After concluding the trip, she posted on her X account that it was a great honour to receive suggestions about party management and political work from Hun Sen.

” It was a great pleasure to build on our cordial relations and, more importantly, to learn from the experiences of such a distinguished leader”, she wrote.

According to political watchers, the visit to Cambodia has not only elevated Ms Paetongtarn’s political profile but also signified a new momentum in bilateral relations between Thailand and Cambodia.

Many also see Ms Paetongtarn following in her father’s footsteps, using personal connections to bolster national ties rather than relying solely on traditional diplomatic means between Prime Minister Srettha Thavisin and his Cambodian counterpart.

Olarn Thinbangtieo, a political science lecturer at Burapha University, said Pheu Thai has effectively “killed two birds with one stone” with Ms Paetongtarn’s recent trip.

The visit puts Ms Paetongtarn on the international stage while demonstrating that national administration is not centralised around Mr Srettha. It reflects that the ruling party under Ms Paetongtarn is open to young politicians showcasing their potential, according to the analyst.

However, such close ties between the Shinawatra family and the Cambodian leadership mean that any future deals with the neighbouring country will be subject to close scrutiny and speculation.

” Their close ties will raise questions about a conflict of interest. Let’s see if the two countries will sign any agreements in the near future”, he said.

Hun Manet came to Bangkok on an official visit in early February and the two sides pledged to push forward a range of issues including holding further discussions on the joint exploitation of hydrocarbon resources in the Overlapping Claims Area ( OCA ) in the Gulf of Thailand claimed by both countries.

The OCA, which covers 26, 000 square kilometres, is believed to be rich in fossil- fuel resources. Several rounds of talks on the joint development of energy resources were held previously, but no progress was made due to a dispute over the maritime territory in the OCA.
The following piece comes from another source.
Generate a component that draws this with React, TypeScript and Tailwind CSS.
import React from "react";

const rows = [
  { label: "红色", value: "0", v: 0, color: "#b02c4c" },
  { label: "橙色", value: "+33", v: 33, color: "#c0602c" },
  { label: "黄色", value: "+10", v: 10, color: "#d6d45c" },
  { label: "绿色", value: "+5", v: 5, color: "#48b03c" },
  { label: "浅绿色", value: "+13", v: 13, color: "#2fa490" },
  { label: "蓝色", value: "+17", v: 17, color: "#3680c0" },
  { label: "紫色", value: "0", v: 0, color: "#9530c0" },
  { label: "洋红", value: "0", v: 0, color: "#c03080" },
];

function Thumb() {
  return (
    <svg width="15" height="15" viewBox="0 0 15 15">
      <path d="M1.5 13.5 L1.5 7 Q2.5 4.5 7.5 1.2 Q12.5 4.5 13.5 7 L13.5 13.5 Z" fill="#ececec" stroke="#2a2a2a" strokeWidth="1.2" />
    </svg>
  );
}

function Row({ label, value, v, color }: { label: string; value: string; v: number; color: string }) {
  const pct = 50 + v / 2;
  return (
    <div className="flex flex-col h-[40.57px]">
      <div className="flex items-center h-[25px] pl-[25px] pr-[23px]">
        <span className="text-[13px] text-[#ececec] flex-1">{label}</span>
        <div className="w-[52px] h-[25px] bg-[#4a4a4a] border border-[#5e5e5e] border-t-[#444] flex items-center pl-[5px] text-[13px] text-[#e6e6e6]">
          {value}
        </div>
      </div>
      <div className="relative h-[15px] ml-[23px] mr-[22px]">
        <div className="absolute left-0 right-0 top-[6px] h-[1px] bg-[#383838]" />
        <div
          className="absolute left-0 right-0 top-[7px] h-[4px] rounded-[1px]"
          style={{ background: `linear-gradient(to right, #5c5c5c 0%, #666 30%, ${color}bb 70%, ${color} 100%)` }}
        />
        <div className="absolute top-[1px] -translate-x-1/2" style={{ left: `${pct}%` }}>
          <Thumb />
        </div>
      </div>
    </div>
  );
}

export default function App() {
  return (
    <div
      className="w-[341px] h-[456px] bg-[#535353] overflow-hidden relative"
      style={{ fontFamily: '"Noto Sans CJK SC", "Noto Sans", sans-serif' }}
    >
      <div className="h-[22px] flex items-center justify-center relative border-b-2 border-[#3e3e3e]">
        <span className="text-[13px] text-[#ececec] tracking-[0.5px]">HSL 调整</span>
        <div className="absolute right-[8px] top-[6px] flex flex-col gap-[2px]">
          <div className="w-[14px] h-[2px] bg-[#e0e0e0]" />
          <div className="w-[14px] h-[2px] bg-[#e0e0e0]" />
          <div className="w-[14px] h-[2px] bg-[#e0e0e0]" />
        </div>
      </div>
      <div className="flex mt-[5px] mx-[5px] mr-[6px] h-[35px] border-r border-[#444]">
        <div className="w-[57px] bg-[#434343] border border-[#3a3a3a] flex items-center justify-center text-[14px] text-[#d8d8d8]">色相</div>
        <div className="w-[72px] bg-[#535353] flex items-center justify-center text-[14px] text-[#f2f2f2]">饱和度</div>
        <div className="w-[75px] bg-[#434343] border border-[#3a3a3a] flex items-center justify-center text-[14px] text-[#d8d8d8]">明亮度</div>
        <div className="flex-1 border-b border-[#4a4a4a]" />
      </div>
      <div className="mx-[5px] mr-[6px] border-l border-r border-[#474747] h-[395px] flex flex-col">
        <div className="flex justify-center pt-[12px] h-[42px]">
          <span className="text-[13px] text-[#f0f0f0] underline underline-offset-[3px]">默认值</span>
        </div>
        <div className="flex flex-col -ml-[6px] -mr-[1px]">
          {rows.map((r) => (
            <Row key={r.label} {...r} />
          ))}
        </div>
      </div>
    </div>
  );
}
According to Mr Olarn, Ms Paetongtarn’s trip could also be interpreted as Thaksin’s attempt to shift some attention to his daughter. The ex- premier, whose political clout in the ruling party is undeniable, became the focus of attention after he was granted parole in late February.
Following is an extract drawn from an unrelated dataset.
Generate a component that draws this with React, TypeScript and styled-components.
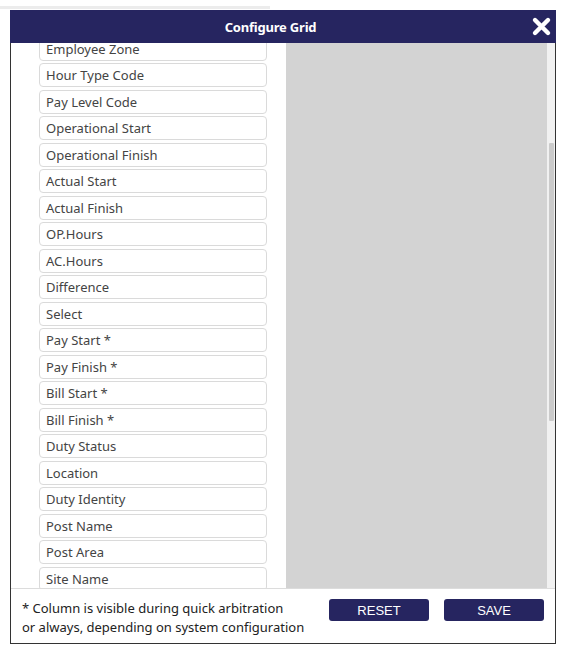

Ms Paetongtarn’s visit to Cambodia was her first international trip as party leader, which suggests that the former Cambodian prime minister is fully aware of where the centre of power lies and with whom he should engage diplomatically.

” No one is paying enough attention to Mr Srettha and Ms Paetongtarn. Thaksin is the only one who can still attract attention. Hun Sen must have known and invited Ms Paetongtarn despite her having no cabinet position”, he said.
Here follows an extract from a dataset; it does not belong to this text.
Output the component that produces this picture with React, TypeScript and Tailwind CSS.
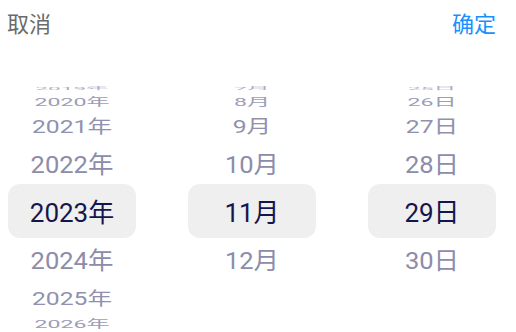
import React from 'react';

// offset from the centre row -> place on the wheel
const ROWS: Record<number, { y: number; sx: number; sy: number; o: number }> = {
  0: { y: 0, sx: 1, sy: 1, o: 1 },
  1: { y: 48, sx: 0.98, sy: 0.9, o: 1 },
  2: { y: 86, sx: 0.95, sy: 0.72, o: 0.95 },
  3: { y: 111, sx: 0.89, sy: 0.45, o: 0.85 },
  4: { y: 124, sx: 0.87, sy: 0.16, o: 0.7 },
};

const font = { fontFamily: 'Roboto, "Noto Sans CJK SC", sans-serif' };

function Wheel({ items, selected }: { items: string[]; selected: number }) {
  return (
    <div className="relative w-[128px] h-[252px] overflow-hidden">
      <div className="absolute left-0 right-0 top-[99px] h-[54px] rounded-xl bg-[#efefef]" />
      {items.map((label, i) => {
        const k = i - selected;
        const row = ROWS[Math.abs(k)];
        if (!row) return null;
        const dir = k < 0 ? -1 : 1;
        return (
          <div
            key={label}
            className={`absolute left-0 right-0 top-[101px] h-[54px] flex items-center justify-center text-[26px] ${
              k === 0 ? 'text-[#15154d]' : 'text-[#8c8cab]'
            }`}
            style={{
              ...font,
              opacity: row.o,
              transform: `translateY(${dir * row.y}px) scale(${row.sx}, ${row.sy})`,
            }}
          >
            {label}
          </div>
        );
      })}
    </div>
  );
}

export default function App() {
  const years = Array.from({ length: 11 }, (_, i) => `${2018 + i}年`);
  const months = Array.from({ length: 12 }, (_, i) => `${i + 1}月`);
  const days = Array.from({ length: 30 }, (_, i) => `${i + 1}日`);

  return (
    <div className="w-[516px] h-[332px] bg-white overflow-hidden">
      <div
        className="h-[45px] flex items-center justify-between pl-[7px] pr-[20px] text-[22px]"
        style={{ fontFamily: '"Noto Sans CJK SC", sans-serif' }}
      >
        <span className="text-[#6b6b6b]">取消</span>
        <span className="text-[#1890ff]">确定</span>
      </div>
      <div className="mt-[40px] flex justify-between pl-[8px] pr-[20px]">
        <Wheel items={years} selected={5} />
        <Wheel items={months} selected={10} />
        <Wheel items={days} selected={28} />
      </div>
    </div>
  );
}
Pheu Thai secretary- general Sorawong Thienthong, who took part in the Cambodian visit, insisted the meeting between Ms Paetongtarn and Cambodian leaders had nothing to do with national administration and described the trip as party- to- party diplomacy between Pheu Thai and the Cambodian People’s Party.

He said Hun Sen provided some guidance on running a political party to serve the people’s interests, opening opportunities and developing the potential of the younger generation.

” The discussions were all about political party affairs, But the cabinet ministers of the two countries may hold a joint meeting later this year, and that’s when national administration will be addressed”, Mr Sorawong said.